== EXERCISE REQUIREMENTS ==
Using the data below, gather each line that includes the word "React".

== MATERIALS PROVIDED ==

⁂

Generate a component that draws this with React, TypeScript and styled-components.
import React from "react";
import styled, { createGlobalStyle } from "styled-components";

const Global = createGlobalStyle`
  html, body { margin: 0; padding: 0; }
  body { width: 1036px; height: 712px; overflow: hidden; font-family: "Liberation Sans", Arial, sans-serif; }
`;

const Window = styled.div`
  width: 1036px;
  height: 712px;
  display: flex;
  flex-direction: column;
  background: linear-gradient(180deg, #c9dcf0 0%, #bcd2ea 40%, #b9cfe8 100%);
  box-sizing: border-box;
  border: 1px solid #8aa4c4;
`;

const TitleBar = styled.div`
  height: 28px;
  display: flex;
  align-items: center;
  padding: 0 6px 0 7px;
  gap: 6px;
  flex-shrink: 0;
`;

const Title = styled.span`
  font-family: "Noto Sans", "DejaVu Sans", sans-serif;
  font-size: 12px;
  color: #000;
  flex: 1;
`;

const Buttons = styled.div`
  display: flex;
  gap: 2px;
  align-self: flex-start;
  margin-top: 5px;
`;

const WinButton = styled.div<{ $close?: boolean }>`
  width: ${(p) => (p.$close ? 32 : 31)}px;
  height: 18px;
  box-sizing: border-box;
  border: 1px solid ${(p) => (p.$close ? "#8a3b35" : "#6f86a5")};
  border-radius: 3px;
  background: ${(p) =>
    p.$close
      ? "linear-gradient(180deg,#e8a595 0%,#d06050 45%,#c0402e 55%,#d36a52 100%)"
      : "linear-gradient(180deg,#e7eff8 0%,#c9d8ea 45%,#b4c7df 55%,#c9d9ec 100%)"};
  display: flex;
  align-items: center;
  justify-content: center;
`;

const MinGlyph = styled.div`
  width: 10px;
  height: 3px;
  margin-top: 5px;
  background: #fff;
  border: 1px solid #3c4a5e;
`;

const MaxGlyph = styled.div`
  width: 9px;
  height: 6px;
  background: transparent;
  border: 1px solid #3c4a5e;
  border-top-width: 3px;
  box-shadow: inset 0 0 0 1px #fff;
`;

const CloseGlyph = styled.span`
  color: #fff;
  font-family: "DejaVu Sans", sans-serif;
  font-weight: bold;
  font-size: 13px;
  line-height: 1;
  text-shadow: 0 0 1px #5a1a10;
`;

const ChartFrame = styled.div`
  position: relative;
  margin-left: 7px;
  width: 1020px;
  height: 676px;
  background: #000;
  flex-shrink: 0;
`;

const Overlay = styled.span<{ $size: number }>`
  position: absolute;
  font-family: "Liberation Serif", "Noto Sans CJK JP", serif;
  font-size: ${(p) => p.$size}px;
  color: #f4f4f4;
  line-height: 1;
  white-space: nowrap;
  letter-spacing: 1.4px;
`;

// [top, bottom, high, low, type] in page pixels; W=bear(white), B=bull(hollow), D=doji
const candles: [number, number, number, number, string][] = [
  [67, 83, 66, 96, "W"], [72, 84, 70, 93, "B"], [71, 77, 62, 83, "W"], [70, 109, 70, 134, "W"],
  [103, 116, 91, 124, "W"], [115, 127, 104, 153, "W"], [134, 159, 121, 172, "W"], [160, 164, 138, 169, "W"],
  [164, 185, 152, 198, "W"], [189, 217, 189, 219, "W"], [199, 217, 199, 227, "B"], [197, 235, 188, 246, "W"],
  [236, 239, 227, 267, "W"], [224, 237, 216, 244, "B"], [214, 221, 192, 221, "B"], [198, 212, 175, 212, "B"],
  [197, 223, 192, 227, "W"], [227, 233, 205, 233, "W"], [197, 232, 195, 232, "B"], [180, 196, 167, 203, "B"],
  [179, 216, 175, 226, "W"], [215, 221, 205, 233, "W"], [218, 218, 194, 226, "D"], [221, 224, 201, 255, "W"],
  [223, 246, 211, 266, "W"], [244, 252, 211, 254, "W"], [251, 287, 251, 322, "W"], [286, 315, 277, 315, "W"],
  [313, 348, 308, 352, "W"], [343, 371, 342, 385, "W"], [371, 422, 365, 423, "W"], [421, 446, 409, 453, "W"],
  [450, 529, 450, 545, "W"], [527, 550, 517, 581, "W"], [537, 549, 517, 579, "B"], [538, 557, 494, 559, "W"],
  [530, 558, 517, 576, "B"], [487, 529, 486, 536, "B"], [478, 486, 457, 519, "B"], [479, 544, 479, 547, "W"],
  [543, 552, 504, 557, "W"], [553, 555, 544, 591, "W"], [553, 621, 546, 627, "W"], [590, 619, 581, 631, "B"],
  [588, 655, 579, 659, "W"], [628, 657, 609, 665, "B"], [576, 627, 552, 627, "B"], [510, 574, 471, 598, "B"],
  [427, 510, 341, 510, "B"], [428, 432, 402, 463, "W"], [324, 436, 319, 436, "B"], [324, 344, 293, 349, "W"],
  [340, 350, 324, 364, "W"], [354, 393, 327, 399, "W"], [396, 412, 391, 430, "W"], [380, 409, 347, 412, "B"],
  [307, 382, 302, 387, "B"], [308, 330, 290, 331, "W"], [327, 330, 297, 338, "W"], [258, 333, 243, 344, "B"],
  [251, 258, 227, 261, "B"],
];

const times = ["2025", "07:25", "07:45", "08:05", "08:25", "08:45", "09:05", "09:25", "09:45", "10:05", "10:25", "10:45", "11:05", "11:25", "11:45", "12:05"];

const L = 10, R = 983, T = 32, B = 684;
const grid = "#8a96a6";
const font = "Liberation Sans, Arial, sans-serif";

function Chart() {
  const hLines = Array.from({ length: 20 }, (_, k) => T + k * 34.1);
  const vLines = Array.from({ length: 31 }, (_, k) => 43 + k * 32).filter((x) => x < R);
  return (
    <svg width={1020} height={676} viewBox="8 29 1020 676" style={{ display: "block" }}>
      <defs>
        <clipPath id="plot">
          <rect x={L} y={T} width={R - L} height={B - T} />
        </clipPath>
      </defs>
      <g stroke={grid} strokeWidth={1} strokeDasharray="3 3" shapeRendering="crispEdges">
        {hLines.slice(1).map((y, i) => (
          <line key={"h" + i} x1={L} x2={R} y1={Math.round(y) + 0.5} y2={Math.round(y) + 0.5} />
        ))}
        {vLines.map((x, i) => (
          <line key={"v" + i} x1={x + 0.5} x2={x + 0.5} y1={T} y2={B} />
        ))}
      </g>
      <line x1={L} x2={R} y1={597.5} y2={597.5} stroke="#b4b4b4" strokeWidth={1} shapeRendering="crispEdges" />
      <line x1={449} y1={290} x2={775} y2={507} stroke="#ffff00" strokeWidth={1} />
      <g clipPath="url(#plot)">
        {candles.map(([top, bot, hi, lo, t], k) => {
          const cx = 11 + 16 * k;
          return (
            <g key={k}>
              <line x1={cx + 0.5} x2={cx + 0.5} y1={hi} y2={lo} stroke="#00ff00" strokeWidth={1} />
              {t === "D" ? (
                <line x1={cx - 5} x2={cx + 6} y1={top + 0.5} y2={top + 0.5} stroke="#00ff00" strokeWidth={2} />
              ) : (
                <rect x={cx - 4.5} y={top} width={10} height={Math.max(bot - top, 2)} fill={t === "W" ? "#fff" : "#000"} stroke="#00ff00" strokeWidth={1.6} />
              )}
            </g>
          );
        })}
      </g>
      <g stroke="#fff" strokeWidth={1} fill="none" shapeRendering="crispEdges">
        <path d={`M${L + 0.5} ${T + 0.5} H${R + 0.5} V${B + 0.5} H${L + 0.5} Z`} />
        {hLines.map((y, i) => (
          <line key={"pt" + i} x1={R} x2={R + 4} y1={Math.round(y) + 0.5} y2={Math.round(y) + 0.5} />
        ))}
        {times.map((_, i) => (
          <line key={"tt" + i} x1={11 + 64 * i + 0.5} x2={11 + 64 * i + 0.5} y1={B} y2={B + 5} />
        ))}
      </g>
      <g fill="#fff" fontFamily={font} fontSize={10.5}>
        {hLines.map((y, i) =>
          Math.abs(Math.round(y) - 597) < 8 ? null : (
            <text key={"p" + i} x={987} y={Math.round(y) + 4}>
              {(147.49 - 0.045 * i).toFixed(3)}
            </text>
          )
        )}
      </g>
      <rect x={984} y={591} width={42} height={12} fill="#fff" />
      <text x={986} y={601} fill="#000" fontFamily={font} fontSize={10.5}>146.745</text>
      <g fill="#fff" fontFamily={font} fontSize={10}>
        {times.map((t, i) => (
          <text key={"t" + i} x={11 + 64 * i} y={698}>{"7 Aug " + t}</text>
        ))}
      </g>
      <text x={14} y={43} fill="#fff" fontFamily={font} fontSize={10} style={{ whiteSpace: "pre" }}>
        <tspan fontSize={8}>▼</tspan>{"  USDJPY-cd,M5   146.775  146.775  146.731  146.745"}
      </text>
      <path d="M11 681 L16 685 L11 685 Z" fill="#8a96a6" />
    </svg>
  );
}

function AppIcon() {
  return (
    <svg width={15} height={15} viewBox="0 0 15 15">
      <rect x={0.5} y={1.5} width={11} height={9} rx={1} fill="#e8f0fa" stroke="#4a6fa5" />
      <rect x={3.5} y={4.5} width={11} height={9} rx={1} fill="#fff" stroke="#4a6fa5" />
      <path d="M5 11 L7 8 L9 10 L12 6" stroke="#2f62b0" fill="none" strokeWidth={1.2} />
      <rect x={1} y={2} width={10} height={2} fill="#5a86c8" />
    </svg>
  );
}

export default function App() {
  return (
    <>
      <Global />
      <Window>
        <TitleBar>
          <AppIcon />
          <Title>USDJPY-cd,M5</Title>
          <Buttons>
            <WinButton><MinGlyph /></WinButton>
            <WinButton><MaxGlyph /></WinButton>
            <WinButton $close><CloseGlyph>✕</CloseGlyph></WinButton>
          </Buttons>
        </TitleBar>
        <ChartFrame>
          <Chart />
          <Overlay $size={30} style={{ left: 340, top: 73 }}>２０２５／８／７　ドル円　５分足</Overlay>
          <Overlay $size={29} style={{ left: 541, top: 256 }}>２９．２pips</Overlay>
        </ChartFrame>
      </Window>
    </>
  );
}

⁂

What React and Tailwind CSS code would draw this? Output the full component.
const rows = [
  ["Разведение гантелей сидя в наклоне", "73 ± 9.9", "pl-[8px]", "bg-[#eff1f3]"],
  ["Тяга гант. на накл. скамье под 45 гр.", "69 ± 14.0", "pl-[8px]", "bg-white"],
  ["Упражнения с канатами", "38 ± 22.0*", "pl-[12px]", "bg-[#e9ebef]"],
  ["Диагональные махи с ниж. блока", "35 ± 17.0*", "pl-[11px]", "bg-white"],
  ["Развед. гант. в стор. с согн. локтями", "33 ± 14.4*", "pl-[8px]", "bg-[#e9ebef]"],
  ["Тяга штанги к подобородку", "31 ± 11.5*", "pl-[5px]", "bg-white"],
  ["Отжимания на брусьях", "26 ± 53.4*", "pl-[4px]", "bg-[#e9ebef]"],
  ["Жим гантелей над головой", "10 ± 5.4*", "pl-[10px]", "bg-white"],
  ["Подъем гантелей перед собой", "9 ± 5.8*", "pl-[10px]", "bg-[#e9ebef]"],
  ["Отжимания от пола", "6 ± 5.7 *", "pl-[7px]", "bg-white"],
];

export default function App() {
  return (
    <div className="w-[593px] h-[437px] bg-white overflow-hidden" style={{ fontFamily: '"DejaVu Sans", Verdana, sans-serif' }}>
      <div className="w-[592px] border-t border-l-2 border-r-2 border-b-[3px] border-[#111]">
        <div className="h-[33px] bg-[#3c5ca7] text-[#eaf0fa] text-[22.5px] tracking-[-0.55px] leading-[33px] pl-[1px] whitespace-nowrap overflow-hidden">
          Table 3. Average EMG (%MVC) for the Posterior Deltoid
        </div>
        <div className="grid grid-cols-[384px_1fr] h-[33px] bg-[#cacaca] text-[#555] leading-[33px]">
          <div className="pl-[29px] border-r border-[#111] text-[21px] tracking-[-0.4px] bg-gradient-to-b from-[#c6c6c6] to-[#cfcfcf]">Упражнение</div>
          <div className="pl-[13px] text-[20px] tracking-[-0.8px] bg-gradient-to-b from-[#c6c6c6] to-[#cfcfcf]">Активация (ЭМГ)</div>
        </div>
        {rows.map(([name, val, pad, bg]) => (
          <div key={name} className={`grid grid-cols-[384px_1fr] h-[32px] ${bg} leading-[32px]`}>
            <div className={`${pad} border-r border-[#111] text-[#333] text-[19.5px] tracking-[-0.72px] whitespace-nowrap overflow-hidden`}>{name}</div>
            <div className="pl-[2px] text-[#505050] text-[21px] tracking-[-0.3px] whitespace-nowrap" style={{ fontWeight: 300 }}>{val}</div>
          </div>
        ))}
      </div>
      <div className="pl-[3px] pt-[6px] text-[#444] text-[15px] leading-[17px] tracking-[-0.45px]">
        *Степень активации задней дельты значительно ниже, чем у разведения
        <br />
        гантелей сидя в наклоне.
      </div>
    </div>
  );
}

⁂

== ANSWER TO THE EXERCISE ==
Generate a component that draws this with React, TypeScript and styled-components.
import React from "react";
What React and Tailwind CSS code would draw this? Output the full component.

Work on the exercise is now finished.